● **Written problem**: Tell how many lines carry the word "that"; the reply is the number and nothing else.

** Start Data shown **

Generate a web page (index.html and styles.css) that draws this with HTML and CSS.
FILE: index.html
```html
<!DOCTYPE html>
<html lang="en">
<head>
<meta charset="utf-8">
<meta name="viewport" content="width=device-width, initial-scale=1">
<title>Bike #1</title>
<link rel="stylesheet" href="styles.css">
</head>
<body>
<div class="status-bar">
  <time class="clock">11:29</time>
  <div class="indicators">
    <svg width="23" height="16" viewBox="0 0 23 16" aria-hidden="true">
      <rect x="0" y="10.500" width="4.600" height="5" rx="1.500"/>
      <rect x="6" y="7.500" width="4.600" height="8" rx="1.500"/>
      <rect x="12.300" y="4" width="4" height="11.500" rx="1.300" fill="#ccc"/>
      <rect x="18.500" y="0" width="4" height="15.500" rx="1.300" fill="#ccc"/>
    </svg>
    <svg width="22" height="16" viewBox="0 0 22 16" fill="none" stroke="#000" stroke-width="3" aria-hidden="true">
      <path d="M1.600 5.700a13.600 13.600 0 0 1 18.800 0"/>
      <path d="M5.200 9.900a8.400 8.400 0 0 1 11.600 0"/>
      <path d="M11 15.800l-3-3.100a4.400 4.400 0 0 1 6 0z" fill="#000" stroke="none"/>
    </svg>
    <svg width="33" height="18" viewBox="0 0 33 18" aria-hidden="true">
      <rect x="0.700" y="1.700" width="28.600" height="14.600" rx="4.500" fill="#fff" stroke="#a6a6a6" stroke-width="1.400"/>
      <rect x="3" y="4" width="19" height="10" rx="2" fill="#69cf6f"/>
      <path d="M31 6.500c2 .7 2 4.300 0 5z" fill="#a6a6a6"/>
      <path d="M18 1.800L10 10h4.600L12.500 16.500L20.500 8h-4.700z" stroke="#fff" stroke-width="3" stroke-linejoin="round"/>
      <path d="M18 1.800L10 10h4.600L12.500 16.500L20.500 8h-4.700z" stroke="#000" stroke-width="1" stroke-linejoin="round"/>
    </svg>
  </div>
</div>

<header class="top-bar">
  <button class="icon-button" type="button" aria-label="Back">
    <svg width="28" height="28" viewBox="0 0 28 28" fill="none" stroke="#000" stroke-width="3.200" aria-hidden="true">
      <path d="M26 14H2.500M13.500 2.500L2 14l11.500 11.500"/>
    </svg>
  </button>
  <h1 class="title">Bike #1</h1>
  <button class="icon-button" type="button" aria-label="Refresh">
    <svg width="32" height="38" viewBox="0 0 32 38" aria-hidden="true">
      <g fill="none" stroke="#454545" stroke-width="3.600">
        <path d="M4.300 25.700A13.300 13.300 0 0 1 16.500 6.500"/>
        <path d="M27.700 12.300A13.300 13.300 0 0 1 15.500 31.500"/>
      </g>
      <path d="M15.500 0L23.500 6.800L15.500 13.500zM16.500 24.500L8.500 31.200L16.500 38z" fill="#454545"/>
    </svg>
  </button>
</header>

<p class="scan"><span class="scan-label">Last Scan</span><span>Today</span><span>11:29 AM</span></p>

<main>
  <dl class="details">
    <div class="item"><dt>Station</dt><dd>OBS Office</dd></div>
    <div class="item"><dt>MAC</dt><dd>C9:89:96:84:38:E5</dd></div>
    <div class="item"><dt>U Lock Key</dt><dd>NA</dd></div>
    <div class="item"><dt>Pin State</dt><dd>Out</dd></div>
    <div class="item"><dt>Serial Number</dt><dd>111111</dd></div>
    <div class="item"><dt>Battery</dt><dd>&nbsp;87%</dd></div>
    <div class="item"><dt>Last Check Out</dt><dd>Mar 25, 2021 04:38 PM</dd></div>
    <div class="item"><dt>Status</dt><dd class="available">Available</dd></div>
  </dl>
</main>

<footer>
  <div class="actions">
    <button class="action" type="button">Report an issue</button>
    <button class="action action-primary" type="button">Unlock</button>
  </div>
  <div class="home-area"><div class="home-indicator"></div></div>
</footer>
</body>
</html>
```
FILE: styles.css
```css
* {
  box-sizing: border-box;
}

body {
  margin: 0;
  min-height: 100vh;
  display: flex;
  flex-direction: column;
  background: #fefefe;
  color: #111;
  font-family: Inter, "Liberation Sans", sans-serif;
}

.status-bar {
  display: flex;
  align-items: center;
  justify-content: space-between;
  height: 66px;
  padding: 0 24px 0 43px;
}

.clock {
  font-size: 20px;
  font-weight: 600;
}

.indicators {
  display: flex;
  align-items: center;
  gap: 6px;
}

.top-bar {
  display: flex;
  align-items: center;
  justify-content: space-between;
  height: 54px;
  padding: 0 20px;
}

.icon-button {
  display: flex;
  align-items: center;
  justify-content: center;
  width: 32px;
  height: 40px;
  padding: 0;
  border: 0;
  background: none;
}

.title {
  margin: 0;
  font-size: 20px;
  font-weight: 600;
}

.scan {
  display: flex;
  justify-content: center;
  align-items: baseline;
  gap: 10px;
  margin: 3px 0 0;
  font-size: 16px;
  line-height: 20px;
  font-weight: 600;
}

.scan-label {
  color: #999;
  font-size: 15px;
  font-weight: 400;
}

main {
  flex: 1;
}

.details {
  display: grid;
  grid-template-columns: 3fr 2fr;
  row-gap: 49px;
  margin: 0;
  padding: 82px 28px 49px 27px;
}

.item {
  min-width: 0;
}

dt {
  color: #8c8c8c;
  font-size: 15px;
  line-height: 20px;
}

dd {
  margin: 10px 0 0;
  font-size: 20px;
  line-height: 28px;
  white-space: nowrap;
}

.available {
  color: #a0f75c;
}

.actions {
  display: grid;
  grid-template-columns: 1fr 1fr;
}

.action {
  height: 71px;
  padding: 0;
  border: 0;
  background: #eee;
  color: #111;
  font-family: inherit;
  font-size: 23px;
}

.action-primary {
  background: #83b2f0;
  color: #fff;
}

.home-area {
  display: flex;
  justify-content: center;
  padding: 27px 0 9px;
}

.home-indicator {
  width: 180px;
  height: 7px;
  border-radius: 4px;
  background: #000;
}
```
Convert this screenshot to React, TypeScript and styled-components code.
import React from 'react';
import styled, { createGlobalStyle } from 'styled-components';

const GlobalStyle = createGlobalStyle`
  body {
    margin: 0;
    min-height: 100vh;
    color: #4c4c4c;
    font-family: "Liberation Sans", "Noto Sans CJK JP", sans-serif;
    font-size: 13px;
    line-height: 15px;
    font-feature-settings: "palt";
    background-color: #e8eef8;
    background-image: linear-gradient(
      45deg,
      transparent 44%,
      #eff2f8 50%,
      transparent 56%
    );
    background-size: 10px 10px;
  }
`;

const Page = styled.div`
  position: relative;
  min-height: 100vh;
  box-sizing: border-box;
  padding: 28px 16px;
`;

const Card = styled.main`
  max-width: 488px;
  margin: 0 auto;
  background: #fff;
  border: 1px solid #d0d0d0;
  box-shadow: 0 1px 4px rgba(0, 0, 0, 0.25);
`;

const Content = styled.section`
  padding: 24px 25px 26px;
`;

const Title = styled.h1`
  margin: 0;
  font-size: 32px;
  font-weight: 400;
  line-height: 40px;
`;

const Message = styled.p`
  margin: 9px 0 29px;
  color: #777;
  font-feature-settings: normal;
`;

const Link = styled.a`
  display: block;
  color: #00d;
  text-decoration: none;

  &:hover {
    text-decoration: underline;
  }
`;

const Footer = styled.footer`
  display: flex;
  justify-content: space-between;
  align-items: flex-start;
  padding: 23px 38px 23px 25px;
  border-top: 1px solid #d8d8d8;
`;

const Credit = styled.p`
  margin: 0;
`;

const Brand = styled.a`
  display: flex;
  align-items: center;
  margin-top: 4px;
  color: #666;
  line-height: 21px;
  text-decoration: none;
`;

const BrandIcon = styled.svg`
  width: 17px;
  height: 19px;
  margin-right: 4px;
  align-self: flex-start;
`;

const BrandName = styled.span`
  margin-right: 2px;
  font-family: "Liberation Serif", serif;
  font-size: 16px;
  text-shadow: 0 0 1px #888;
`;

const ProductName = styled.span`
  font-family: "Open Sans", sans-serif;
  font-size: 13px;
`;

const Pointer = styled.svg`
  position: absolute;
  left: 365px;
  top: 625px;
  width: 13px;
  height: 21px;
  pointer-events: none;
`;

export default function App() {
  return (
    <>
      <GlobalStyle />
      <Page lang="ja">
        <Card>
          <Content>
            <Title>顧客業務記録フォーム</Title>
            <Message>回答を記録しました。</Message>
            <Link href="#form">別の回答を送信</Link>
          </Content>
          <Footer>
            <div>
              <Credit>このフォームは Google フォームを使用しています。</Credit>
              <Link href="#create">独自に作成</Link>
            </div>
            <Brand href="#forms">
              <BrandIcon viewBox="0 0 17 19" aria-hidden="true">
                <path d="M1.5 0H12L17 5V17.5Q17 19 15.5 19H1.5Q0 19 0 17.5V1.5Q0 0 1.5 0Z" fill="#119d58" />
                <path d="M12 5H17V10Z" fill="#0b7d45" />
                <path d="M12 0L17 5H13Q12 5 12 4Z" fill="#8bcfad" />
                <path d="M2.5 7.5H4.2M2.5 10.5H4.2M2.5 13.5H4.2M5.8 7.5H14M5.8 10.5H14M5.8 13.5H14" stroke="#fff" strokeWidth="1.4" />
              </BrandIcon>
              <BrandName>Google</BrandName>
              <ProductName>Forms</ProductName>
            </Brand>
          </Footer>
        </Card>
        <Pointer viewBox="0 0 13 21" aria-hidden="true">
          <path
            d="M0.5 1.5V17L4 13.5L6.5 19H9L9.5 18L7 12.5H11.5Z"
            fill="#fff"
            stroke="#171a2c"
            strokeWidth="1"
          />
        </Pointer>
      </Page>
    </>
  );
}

** End Data shown **
** Start Data shown **

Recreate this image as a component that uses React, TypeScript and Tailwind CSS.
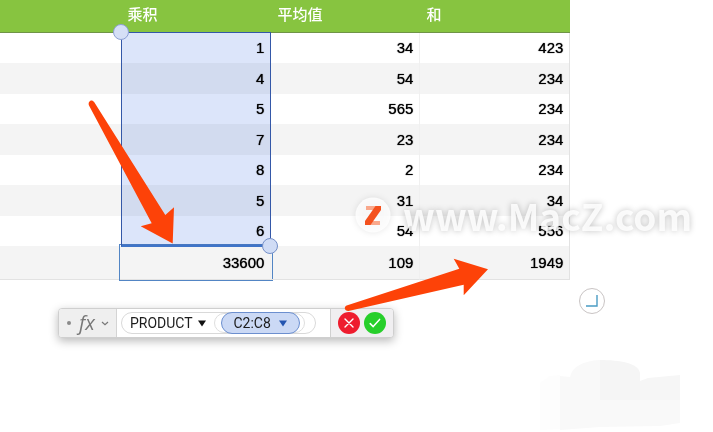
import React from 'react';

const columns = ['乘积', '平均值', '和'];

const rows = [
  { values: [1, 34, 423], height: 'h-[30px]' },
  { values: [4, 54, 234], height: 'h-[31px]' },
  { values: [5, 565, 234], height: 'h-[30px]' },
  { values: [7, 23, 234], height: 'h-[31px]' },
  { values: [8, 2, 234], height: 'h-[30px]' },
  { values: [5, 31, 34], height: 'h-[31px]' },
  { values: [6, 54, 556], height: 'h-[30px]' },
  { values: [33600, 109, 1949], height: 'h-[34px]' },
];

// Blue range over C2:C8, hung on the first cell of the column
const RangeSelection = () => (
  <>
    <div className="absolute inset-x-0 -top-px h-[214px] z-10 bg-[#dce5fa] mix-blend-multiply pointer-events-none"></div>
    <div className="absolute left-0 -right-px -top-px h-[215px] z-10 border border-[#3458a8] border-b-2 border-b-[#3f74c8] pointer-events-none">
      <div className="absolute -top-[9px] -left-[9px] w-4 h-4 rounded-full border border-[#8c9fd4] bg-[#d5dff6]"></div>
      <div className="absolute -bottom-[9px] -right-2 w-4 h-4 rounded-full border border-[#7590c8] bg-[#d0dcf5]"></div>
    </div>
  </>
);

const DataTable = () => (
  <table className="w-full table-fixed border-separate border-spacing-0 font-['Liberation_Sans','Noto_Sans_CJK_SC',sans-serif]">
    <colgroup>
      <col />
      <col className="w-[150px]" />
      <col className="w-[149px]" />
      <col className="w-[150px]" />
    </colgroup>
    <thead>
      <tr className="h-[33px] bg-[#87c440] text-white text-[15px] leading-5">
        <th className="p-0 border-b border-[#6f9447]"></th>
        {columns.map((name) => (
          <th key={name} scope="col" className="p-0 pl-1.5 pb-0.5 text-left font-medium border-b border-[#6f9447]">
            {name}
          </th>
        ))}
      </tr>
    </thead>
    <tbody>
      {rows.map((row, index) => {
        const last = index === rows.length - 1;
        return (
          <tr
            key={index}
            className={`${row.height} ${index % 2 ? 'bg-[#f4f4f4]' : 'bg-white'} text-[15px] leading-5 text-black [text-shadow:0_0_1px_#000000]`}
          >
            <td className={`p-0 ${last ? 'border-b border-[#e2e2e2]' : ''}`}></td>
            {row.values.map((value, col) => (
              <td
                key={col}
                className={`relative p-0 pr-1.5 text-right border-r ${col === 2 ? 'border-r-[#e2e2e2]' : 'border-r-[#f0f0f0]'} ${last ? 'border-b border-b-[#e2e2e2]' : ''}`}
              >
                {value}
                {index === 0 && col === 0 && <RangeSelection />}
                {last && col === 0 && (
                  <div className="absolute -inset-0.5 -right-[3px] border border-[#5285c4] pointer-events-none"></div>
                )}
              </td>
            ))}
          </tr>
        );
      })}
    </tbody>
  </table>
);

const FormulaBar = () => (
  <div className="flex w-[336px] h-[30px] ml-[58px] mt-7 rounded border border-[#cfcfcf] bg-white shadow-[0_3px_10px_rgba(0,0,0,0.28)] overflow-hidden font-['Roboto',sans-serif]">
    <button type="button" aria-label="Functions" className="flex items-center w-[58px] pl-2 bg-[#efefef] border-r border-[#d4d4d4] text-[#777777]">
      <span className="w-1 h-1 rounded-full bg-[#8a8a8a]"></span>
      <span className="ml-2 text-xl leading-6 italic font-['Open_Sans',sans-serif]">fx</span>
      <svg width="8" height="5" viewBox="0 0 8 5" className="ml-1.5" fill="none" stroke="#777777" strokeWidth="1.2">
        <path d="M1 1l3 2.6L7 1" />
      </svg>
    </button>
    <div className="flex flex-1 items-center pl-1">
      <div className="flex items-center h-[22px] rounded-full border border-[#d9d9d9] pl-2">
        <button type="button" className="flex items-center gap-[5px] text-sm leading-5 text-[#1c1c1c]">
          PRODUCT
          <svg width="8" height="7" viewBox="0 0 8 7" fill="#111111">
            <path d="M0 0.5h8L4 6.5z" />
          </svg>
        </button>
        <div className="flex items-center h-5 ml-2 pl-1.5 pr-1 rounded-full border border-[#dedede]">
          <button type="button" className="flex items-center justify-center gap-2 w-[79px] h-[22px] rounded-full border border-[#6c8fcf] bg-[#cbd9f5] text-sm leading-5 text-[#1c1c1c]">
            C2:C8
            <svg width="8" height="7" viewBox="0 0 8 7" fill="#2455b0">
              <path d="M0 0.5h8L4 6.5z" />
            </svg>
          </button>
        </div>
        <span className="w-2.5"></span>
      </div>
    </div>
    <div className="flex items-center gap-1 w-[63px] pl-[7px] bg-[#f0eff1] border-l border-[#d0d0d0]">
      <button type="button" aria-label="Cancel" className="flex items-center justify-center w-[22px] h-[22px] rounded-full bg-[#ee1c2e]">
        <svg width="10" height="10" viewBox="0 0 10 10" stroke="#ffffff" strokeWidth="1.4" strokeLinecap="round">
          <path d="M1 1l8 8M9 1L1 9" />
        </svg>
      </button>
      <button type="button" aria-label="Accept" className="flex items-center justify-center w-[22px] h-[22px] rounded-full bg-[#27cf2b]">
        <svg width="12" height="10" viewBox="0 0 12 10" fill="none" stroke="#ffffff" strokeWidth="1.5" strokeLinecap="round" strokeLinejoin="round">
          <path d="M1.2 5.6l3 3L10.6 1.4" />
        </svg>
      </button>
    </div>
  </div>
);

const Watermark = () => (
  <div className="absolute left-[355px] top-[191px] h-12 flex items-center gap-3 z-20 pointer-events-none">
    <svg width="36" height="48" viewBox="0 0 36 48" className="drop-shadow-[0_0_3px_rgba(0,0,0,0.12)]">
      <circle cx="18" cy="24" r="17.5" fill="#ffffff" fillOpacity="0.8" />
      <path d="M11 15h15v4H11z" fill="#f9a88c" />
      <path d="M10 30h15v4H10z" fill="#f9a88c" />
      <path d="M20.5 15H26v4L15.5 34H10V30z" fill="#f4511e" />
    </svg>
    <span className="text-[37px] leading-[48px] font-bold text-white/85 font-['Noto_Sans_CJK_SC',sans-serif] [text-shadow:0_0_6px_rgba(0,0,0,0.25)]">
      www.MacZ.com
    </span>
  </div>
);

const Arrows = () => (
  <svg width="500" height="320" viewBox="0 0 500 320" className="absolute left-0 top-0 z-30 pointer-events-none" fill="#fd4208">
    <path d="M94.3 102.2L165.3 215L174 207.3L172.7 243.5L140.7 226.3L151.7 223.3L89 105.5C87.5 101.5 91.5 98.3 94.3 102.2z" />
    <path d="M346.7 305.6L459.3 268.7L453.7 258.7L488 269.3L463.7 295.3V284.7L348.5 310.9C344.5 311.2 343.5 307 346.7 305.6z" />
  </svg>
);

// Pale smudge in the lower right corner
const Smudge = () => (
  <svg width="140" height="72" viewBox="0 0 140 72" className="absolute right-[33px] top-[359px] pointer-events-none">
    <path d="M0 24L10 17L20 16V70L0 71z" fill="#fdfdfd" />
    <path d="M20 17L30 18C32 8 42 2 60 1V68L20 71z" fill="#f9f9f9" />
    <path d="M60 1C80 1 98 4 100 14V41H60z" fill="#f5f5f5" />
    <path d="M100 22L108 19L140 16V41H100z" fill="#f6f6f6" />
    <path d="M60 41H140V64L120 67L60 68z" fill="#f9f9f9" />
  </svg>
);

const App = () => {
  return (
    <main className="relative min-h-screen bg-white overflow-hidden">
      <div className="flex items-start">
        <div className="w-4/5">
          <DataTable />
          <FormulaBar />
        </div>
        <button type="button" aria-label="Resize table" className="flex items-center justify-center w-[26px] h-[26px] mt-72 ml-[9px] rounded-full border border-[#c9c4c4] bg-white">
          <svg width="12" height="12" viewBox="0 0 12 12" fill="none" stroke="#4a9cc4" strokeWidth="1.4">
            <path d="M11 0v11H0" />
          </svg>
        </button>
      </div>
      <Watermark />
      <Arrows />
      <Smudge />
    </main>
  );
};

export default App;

** End Data shown **

● **Full solution**: 2